Effectiveness depends not only on resources, but on alignment: shared priorities, disciplined communication and clear execution. Where alignment is strong, systems function at a high level. Where it weakens, gaps emerge.
Even systems built around shared purpose can drift into bureaucratic overlap, duplicated effort and institutional ego. Over time, those forces slow decision-making and fragment what was intended to function as a unified architecture of protection.
When alignment breaks down, the consequences are real: gaps, delays, duplication and weakened protection.
None of this diminishes the extraordinary progress that has been made. But it reinforces a truth Foxman and Marcus understood clearly: Security is not only about capability. It is about alignment.

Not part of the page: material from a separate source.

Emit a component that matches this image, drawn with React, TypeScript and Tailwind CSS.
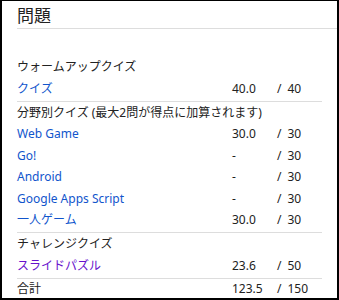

An obligation to finish the work
Foxman spent his career ensuring that antisemitism was identified, named and confronted with clarity and urgency.
Marcus built systems designed for scale and reliability—and later applied that same mindset to strengthening Jewish communal infrastructure.
They did not build a single institution together. But they shared a foundational insight: Jewish security depends on disciplined coordination between leadership, philanthropy and execution.
What they helped initiate in Atlanta ultimately became part of a broader national framework for protecting Jewish communal life in America.
Today, the Jewish community inherits a security system more advanced, professionalized and widespread than at any point in American history. That is their legacy. But it also inherits responsibility.
Systems this complex do not sustain themselves through scale alone. They require alignment, discipline and resistance to the natural drift toward silos, turf and fragmentation.
The infrastructure exists. The funding exists. The expertise exists.
What must now be protected is coherence. That was the vision Foxman and Marcus helped set in motion in Atlanta before it spread nationally across Jewish communal life. And it is the obligation they leave behind for the community that is now responsible for carrying it forward.